• What the task asks:
How many of the lines contain the string "components"? Give the number, with no other words.

• Dataset content:

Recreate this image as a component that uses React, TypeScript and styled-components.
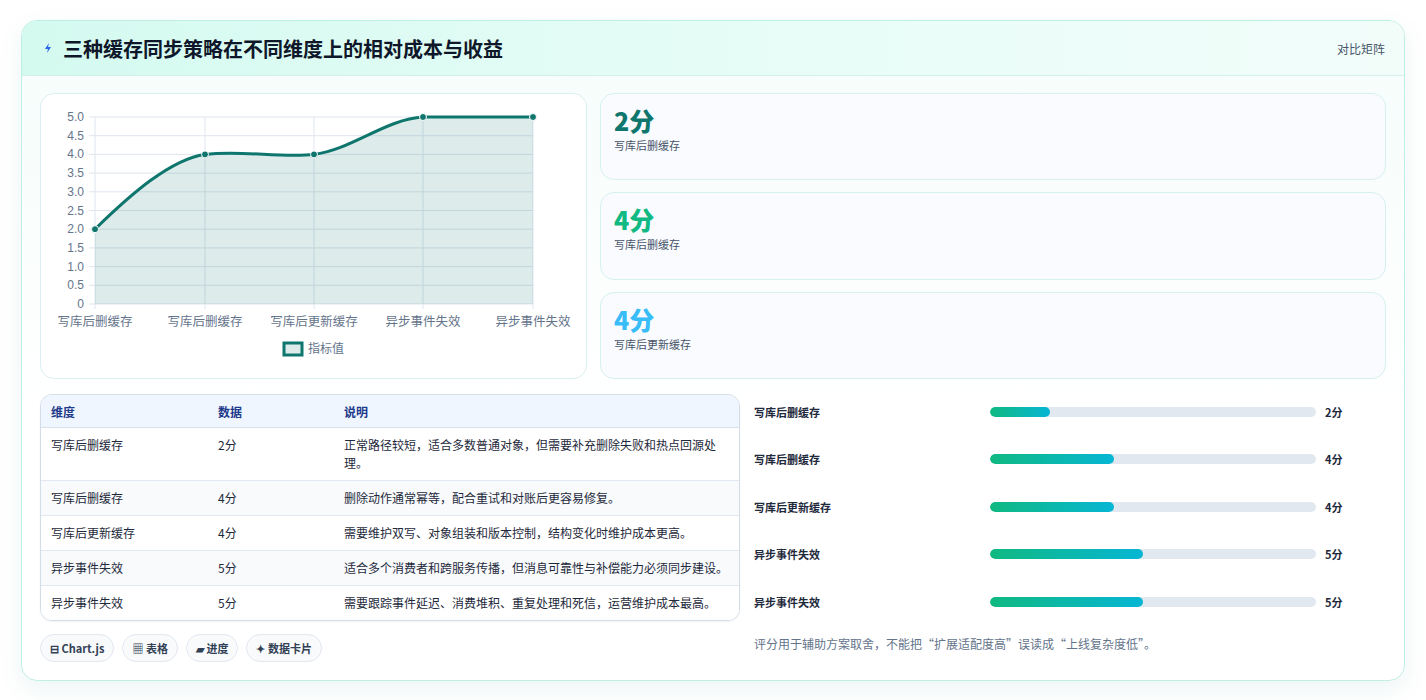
import React from 'react';
import styled, { createGlobalStyle } from 'styled-components';

const Global = createGlobalStyle`
  body {
    margin: 0;
    background: #ffffff;
    font-family: 'Noto Sans CJK SC', 'Noto Sans', sans-serif;
    color: #1e293b;
  }
`;

const Page = styled.div`
  padding: 20px 21px 20px 21px;
`;

const Card = styled.div`
  border: 1px solid #bfeee3;
  border-radius: 16px;
  overflow: hidden;
  background: linear-gradient(180deg, #f5fdfb 0%, #ffffff 60%);
  box-shadow: 0 8px 24px rgba(15, 118, 110, 0.08);
`;

const Header = styled.div`
  height: 54px;
  display: flex;
  align-items: center;
  justify-content: space-between;
  padding: 0 19px 0 20px;
  background: linear-gradient(90deg, #d4faf0 0%, #e9fdf8 60%, #f2fdfa 100%);
  border-bottom: 1px solid #d3efe9;
`;

const Title = styled.h1`
  margin: 0;
  font-size: 20px;
  font-weight: 700;
  color: #0f172a;
  display: flex;
  align-items: center;
  gap: 9px;
`;

const HeaderTag = styled.span`
  font-size: 12px;
  color: #475569;
`;

const Body = styled.div`
  padding: 17px 18px 18px 18px;
  display: flex;
  flex-direction: column;
  gap: 15px;
`;

const TopRow = styled.div`
  display: grid;
  grid-template-columns: 547px 1fr;
  gap: 13px;
`;

const ChartCard = styled.div`
  height: 284px;
  border: 1px solid #dbeef0;
  border-radius: 14px;
  background: #fff;
`;

const StatCol = styled.div`
  display: flex;
  flex-direction: column;
  gap: 12px;
`;

const Stat = styled.div`
  flex: 1;
  border: 1px solid #d6f0ee;
  border-radius: 14px;
  background: #fafbff;
  padding: 9px 13px;
`;

const StatValue = styled.div<{ $c: string }>`
  font-size: 25px;
  font-weight: 800;
  line-height: 34px;
  color: ${(p) => p.$c};
`;

const StatLabel = styled.div`
  font-size: 11px;
  color: #475569;
`;

const BottomRow = styled.div`
  display: grid;
  grid-template-columns: 700px 1fr;
  gap: 14px;
`;

const Table = styled.table`
  width: 100%;
  border-collapse: separate;
  border-spacing: 0;
  border: 1px solid #d3dde8;
  border-radius: 12px;
  overflow: hidden;
  font-size: 12px;
  box-shadow: 0 1px 2px rgba(0, 0, 0, 0.05);
`;

const Th = styled.th`
  text-align: left;
  font-weight: 700;
  color: #1e3a8a;
  background: #eff6ff;
  height: 32px;
  padding: 0 10px;
  border-bottom: 1px solid #d7e1ec;
`;

const Tr = styled.tr<{ $alt: boolean }>`
  background: ${(p) => (p.$alt ? '#f8fafc' : '#ffffff')};
`;

const Td = styled.td<{ $last: boolean }>`
  padding: 8px 10px;
  height: 18px;
  vertical-align: top;
  line-height: 18px;
  color: #1e293b;
  border-bottom: ${(p) => (p.$last ? 'none' : '1px solid #e2e8f0')};
`;

const Chips = styled.div`
  display: flex;
  gap: 8px;
  margin-top: 13px;
`;

const Chip = styled.span`
  height: 26px;
  padding: 0 9px;
  display: inline-flex;
  align-items: center;
  gap: 4px;
  border: 1px solid #e2e8f0;
  border-radius: 14px;
  background: #f8fafc;
  font-size: 11px;
  font-weight: 700;
  color: #334155;
`;

const Bars = styled.div`
  display: flex;
  flex-direction: column;
  padding-top: 10px;
`;

const BarRow = styled.div`
  height: 47.4px;
  display: grid;
  grid-template-columns: 236px 326px 1fr;
  align-items: start;
  font-size: 11px;
  font-weight: 700;
`;

const Track = styled.div`
  height: 10px;
  margin-top: 3px;
  background: #e2e8f0;
  border-radius: 5px;
  overflow: hidden;
`;

const Fill = styled.div`
  height: 100%;
  border-radius: 5px;
  background: linear-gradient(90deg, #10b981, #06b6d4);
`;

const Score = styled.span`
  padding-left: 9px;
`;

const Note = styled.div`
  margin-top: -6px;
  font-size: 12px;
  color: #64748b;
`;

const rows = [
  { name: '写库后删缓存', v: 2, note: '正常路径较短，适合多数普通对象，但需要补充删除失败和热点回源处理。', w: 18.5 },
  { name: '写库后删缓存', v: 4, note: '删除动作通常幂等，配合重试和对账后更容易修复。', w: 38 },
  { name: '写库后更新缓存', v: 4, note: '需要维护双写、对象组装和版本控制，结构变化时维护成本更高。', w: 38 },
  { name: '异步事件失效', v: 5, note: '适合多个消费者和跨服务传播，但消息可靠性与补偿能力必须同步建设。', w: 47 },
  { name: '异步事件失效', v: 5, note: '需要跟踪事件延迟、消费堆积、重复处理和死信，运营维护成本最高。', w: 47 },
];

const xs = [54, 164, 273, 382, 492];
const yOf = (v: number) => 210 - v * 37.4;

const Chart = () => (
  <svg width="547" height="284" viewBox="0 0 547 284">
    {Array.from({ length: 11 }).map((_, i) => {
      const v = i * 0.5;
      const y = yOf(v);
      return (
        <g key={i}>
          <line x1={48} x2={492} y1={y} y2={y} stroke="#dfe5ee" />
          <text x={43} y={y + 4} textAnchor="end" fontSize="12" fill="#64748b" fontFamily="Liberation Sans, sans-serif">
            {i === 0 ? '0' : v.toFixed(1)}
          </text>
        </g>
      );
    })}
    {xs.map((x, i) => (
      <line key={i} x1={x} x2={x} y1={23} y2={215} stroke="#dfe5ee" />
    ))}
    <path
      d="M54,135.2 C90,100 130,65 164,60.4 C200,56 240,64 273,60.4 C310,56 345,25 382,23 L492,23 L492,210 L54,210 Z"
      fill="rgba(15,118,110,0.14)"
    />
    <path
      d="M54,135.2 C90,100 130,65 164,60.4 C200,56 240,64 273,60.4 C310,56 345,25 382,23 L492,23"
      fill="none"
      stroke="#0f766e"
      strokeWidth="3"
    />
    {[2, 4, 4, 5, 5].map((v, i) => (
      <circle key={i} cx={xs[i]} cy={yOf(v)} r={3.5} fill="#0f766e" stroke="#fff" strokeWidth="1" />
    ))}
    {rows.map((r, i) => (
      <text key={i} x={xs[i]} y={232} textAnchor="middle" fontSize="12.5" fill="#64748b">
        {r.name}
      </text>
    ))}
    <rect x={243} y={249} width={18} height={12} fill="rgba(15,118,110,0.14)" stroke="#0f766e" strokeWidth="3" />
    <text x={267} y={259} fontSize="12" fill="#64748b">指标值</text>
  </svg>
);

export default function App() {
  return (
    <Page>
      <Global />
      <Card>
        <Header>
          <Title>
            <svg width="12" height="12" viewBox="0 0 12 12">
              <path d="M7 1 L3 7 H6 L5 11 L9 5 H6 Z" fill="#2563eb" />
            </svg>
            三种缓存同步策略在不同维度上的相对成本与收益
          </Title>
          <HeaderTag>对比矩阵</HeaderTag>
        </Header>
        <Body>
          <TopRow>
            <ChartCard>
              <Chart />
            </ChartCard>
            <StatCol>
              <Stat>
                <StatValue $c="#0f766e">2分</StatValue>
                <StatLabel>写库后删缓存</StatLabel>
              </Stat>
              <Stat>
                <StatValue $c="#10b981">4分</StatValue>
                <StatLabel>写库后删缓存</StatLabel>
              </Stat>
              <Stat>
                <StatValue $c="#38bdf8">4分</StatValue>
                <StatLabel>写库后更新缓存</StatLabel>
              </Stat>
            </StatCol>
          </TopRow>
          <BottomRow>
            <div>
              <Table>
                <thead>
                  <tr>
                    <Th style={{ width: 147 }}>维度</Th>
                    <Th style={{ width: 106 }}>数据</Th>
                    <Th>说明</Th>
                  </tr>
                </thead>
                <tbody>
                  {rows.map((r, i) => (
                    <Tr key={i} $alt={i % 2 === 1}>
                      <Td $last={i === 4}>{r.name}</Td>
                      <Td $last={i === 4}>{r.v}分</Td>
                      <Td $last={i === 4}>{r.note}</Td>
                    </Tr>
                  ))}
                </tbody>
              </Table>
              <Chips>
                <Chip>⊟ Chart.js</Chip>
                <Chip>▦ 表格</Chip>
                <Chip>▰ 进度</Chip>
                <Chip>✦ 数据卡片</Chip>
              </Chips>
            </div>
            <Bars>
              {rows.map((r, i) => (
                <BarRow key={i}>
                  <span>{r.name}</span>
                  <Track>
                    <Fill style={{ width: `${r.w}%` }} />
                  </Track>
                  <Score>{r.v}分</Score>
                </BarRow>
              ))}
              <Note>评分用于辅助方案取舍，不能把“扩展适配度高”误读成“上线复杂度低”。</Note>
            </Bars>
          </BottomRow>
        </Body>
      </Card>
    </Page>
  );
}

• Exercise result:
2